(Recorded data)
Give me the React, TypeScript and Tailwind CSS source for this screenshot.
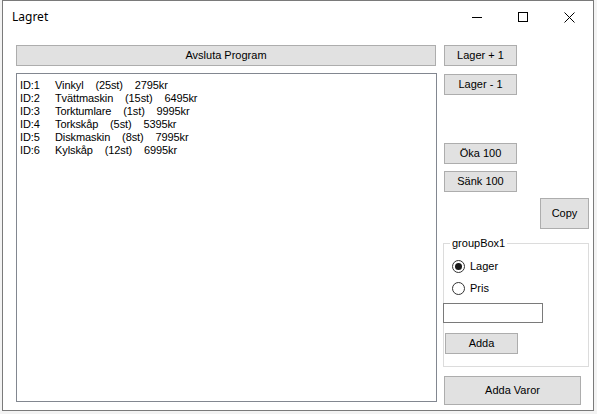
import React from 'react';

const items = [
  { id: 1, name: 'Vinkyl', qty: '(25st)', price: '2795kr' },
  { id: 2, name: 'Tvättmaskin', qty: '(15st)', price: '6495kr' },
  { id: 3, name: 'Torktumlare', qty: '(1st)', price: '9995kr' },
  { id: 4, name: 'Torkskåp', qty: '(5st)', price: '5395kr' },
  { id: 5, name: 'Diskmaskin', qty: '(8st)', price: '7995kr' },
  { id: 6, name: 'Kylskåp', qty: '(12st)', price: '6995kr' },
];

function WinButton({ label, className }: { label: string; className: string }) {
  return (
    <button className={`flex items-center justify-center bg-[#e1e1e1] border border-[#adadad] text-[11px] text-black leading-none ${className}`}>
      {label}
    </button>
  );
}

export default function App() {
  return (
    <div className="w-[597px] h-[414px] bg-[#f3f3f3] overflow-hidden font-['Liberation_Sans',Arial,sans-serif]">
      <div className="ml-[2px] w-[592px] h-[411px] bg-white border border-[#7a7a7a] flex flex-col">
        {/* Title bar */}
        <div className="h-[29px] flex items-center shrink-0">
          <span className="ml-[9px] mt-[3px] text-[12px] text-black font-['Noto_Sans',sans-serif]">Lagret</span>
          <div className="ml-auto flex items-center mt-[3px]">
            <div className="w-[46px] flex justify-center">
              <div className="w-[10px] h-px bg-black" />
            </div>
            <div className="w-[46px] flex justify-center">
              <div className="w-[10px] h-[10px] border border-black" />
            </div>
            <div className="w-[46px] flex justify-center mr-[1px]">
              <svg width="11" height="11" viewBox="0 0 11 11">
                <path d="M0.5 0.5 L10.5 10.5 M10.5 0.5 L0.5 10.5" stroke="black" strokeWidth="1" />
              </svg>
            </div>
          </div>
        </div>

        {/* Client area */}
        <div className="flex pt-[15px]">
          {/* Left column */}
          <div className="ml-[13px] w-[421px] flex flex-col">
            <WinButton label="Avsluta Program" className="h-[21px] w-[420px]" />
            <div className="mt-[7px] h-[329px] w-[421px] border border-[#828790] pt-[5px] pl-[3px] text-[11px] text-black leading-[13px] tracking-[-0.1px]">
              {items.map((it) => (
                <div key={it.id} className="flex whitespace-pre">
                  <span className="w-[35px]">ID:{it.id}</span>
                  <span>{it.name}{'    '}{it.qty}{'    '}{it.price}</span>
                </div>
              ))}
            </div>
          </div>

          {/* Right column */}
          <div className="ml-[6px] w-[146px] flex flex-col">
            <WinButton label="Lager + 1" className="ml-[1px] w-[73px] h-[21px]" />
            <WinButton label="Lager - 1" className="ml-[1px] mt-[8px] w-[73px] h-[21px]" />
            <WinButton label="Öka 100" className="ml-[1px] mt-[48px] w-[73px] h-[21px]" />
            <WinButton label="Sänk 100" className="ml-[1px] mt-[7px] w-[73px] h-[21px]" />
            <WinButton label="Copy" className="self-end mt-[6px] w-[49px] h-[31px]" />

            {/* groupBox1 */}
            <div className="relative mt-[14px] h-[124px] w-[146px] border border-[#dcdcdc]">
              <span className="absolute -top-[7px] left-[6px] bg-white px-[2px] text-[11px] leading-[13px] text-black">groupBox1</span>
              <div className="flex flex-col pt-[15px]">
                <div className="flex items-center h-[14px] ml-[8px]">
                  <div className="w-[13px] h-[13px] rounded-full border border-[#333] flex items-center justify-center">
                    <div className="w-[7px] h-[7px] rounded-full bg-[#1a1a1a]" />
                  </div>
                  <span className="ml-[5px] text-[11px] text-black">Lager</span>
                </div>
                <div className="flex items-center h-[14px] ml-[8px] mt-[8px]">
                  <div className="w-[13px] h-[13px] rounded-full border border-[#333]" />
                  <span className="ml-[5px] text-[11px] text-black">Pris</span>
                </div>
                <div className="-ml-px mt-[8px] w-[100px] h-[20px] border border-[#7a7a7a] bg-white" />
                <WinButton label="Adda" className="ml-[1px] mt-[10px] w-[73px] h-[21px]" />
              </div>
            </div>

            <WinButton label="Adda Varor" className="ml-[1px] mt-[9px] w-[137px] h-[29px]" />
          </div>
        </div>
      </div>
    </div>
  );
}
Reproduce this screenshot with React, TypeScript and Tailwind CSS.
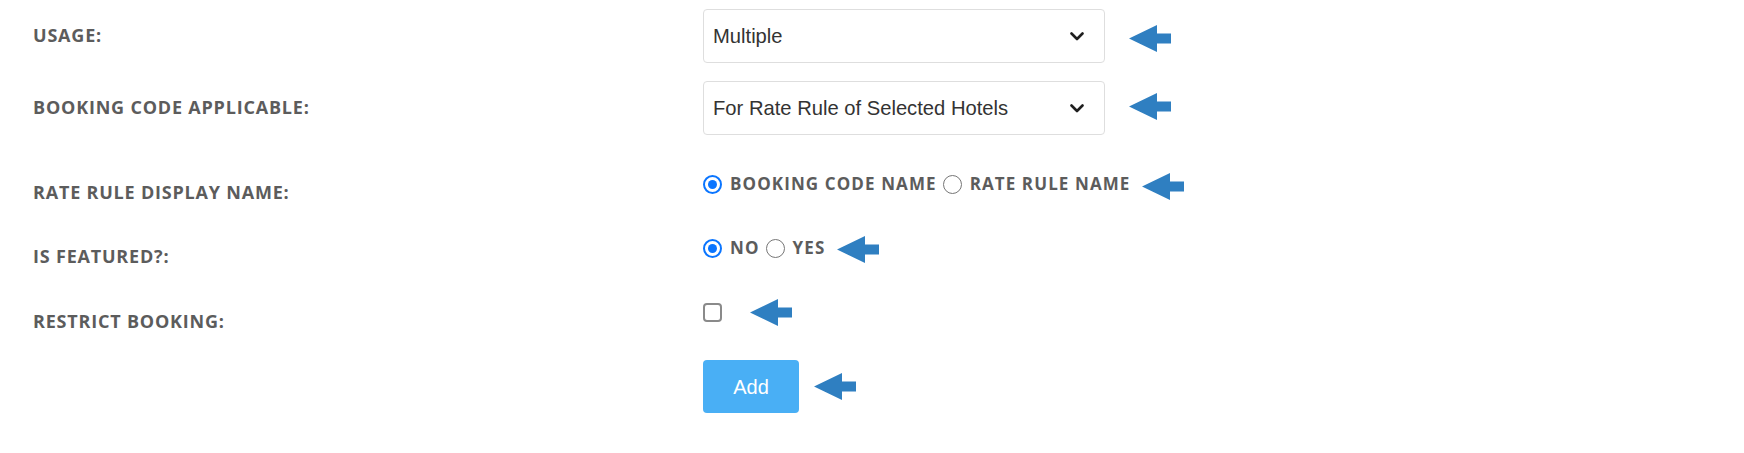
import { FC, ReactNode } from "react";

const Arrow: FC<{ className?: string }> = ({ className }) => (
  <svg width="42" height="27" viewBox="0 0 42 27" className={className}>
    <polygon points="0,13.5 28,0 28,8.5 42,8.5 42,18.5 28,18.5 28,27" fill="#2f7fc1" />
  </svg>
);

const Chevron = () => (
  <svg width="14" height="9" viewBox="0 0 14 9">
    <path d="M1.5 1.5 L7 7 L12.5 1.5" fill="none" stroke="#1f1f1f" strokeWidth="2.6" strokeLinecap="round" strokeLinejoin="round" />
  </svg>
);

const Radio: FC<{ checked?: boolean }> = ({ checked }) =>
  checked ? (
    <span className="flex h-[19px] w-[19px] shrink-0 items-center justify-center rounded-full border-[2px] border-[#0a75ff] bg-white">
      <span className="h-[9px] w-[9px] rounded-full bg-[#0a75ff]" />
    </span>
  ) : (
    <span className="h-[19px] w-[19px] shrink-0 rounded-full border-[1.5px] border-[#767676] bg-white" />
  );

const Label: FC<{ children: ReactNode; className?: string }> = ({ children, className }) => (
  <div className={`w-[670px] shrink-0 text-[18px] font-bold uppercase leading-6 tracking-[0.8px] text-[#5c5c5c] ${className ?? ""}`}>
    {children}
  </div>
);

const Select: FC<{ value: string }> = ({ value }) => (
  <div className="flex h-[54px] w-[402px] items-center justify-between rounded-[4px] border border-[#dedede] bg-white pl-[9px] pr-[20px] font-['Liberation_Sans',Arial,sans-serif] text-[20.2px] text-[#333]">
    <span>{value}</span>
    <Chevron />
  </div>
);

const Option: FC<{ checked?: boolean; text: string }> = ({ checked, text }) => (
  <span className="flex items-center">
    <Radio checked={checked} />
    <span className="ml-[8px] mr-[6px] text-[17px] font-bold uppercase tracking-[1.1px] text-[#5c5c5c]">{text}</span>
  </span>
);

export default function App() {
  return (
    <div className="min-h-screen bg-white pl-[33px] pt-[9px] font-['Open_Sans',sans-serif]">
      <div className="flex h-[54px] items-center">
        <Label className="pb-[3px]">Usage:</Label>
        <Select value="Multiple" />
        <Arrow className="ml-[24px] mt-[4px]" />
      </div>

      <div className="mt-[18px] flex h-[54px] items-center">
        <Label className="pb-[3px]">Booking Code Applicable:</Label>
        <Select value="For Rate Rule of Selected Hotels" />
        <Arrow className="ml-[24px] -mt-[3px]" />
      </div>

      <div className="mt-[37px] flex items-start">
        <Label className="pt-[8px]">Rate Rule Display Name:</Label>
        <div className="flex h-6 items-center">
          <Option checked text="Booking Code Name" />
          <Option text="Rate Rule Name" />
          <Arrow className="ml-[5px] mt-[4px]" />
        </div>
      </div>

      <div className="mt-[32px] flex items-start">
        <Label className="pt-[8px]">Is Featured?:</Label>
        <div className="flex h-6 items-center">
          <Option checked text="No" />
          <Option text="Yes" />
          <Arrow className="ml-[6px] mt-[2px]" />
        </div>
      </div>

      <div className="mt-[32px] flex items-start">
        <Label className="pt-[9px]">Restrict Booking:</Label>
        <div className="flex h-6 items-center">
          <span className="h-[19px] w-[19px] rounded-[4px] border-[2px] border-[#8a8a8a] bg-white" />
          <Arrow className="ml-[28px] mt-[1px]" />
        </div>
      </div>

      <div className="mt-[27px] flex items-center">
        <div className="w-[670px] shrink-0" />
        <button className="h-[53px] w-[96px] rounded-[4px] bg-[#49aff5] font-['Liberation_Sans',Arial,sans-serif] text-[20px] text-white">
          Add
        </button>
        <Arrow className="ml-[15px]" />
      </div>
    </div>
  );
}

◆ **TO DO**
Without any pictures, reproduce the lines from the first one in the material through the line that has "import React from 'react';", exactly as they appear.

◆ **THE OUTPUT**
Give me the React, TypeScript and Tailwind CSS source for this screenshot.
import React from 'react';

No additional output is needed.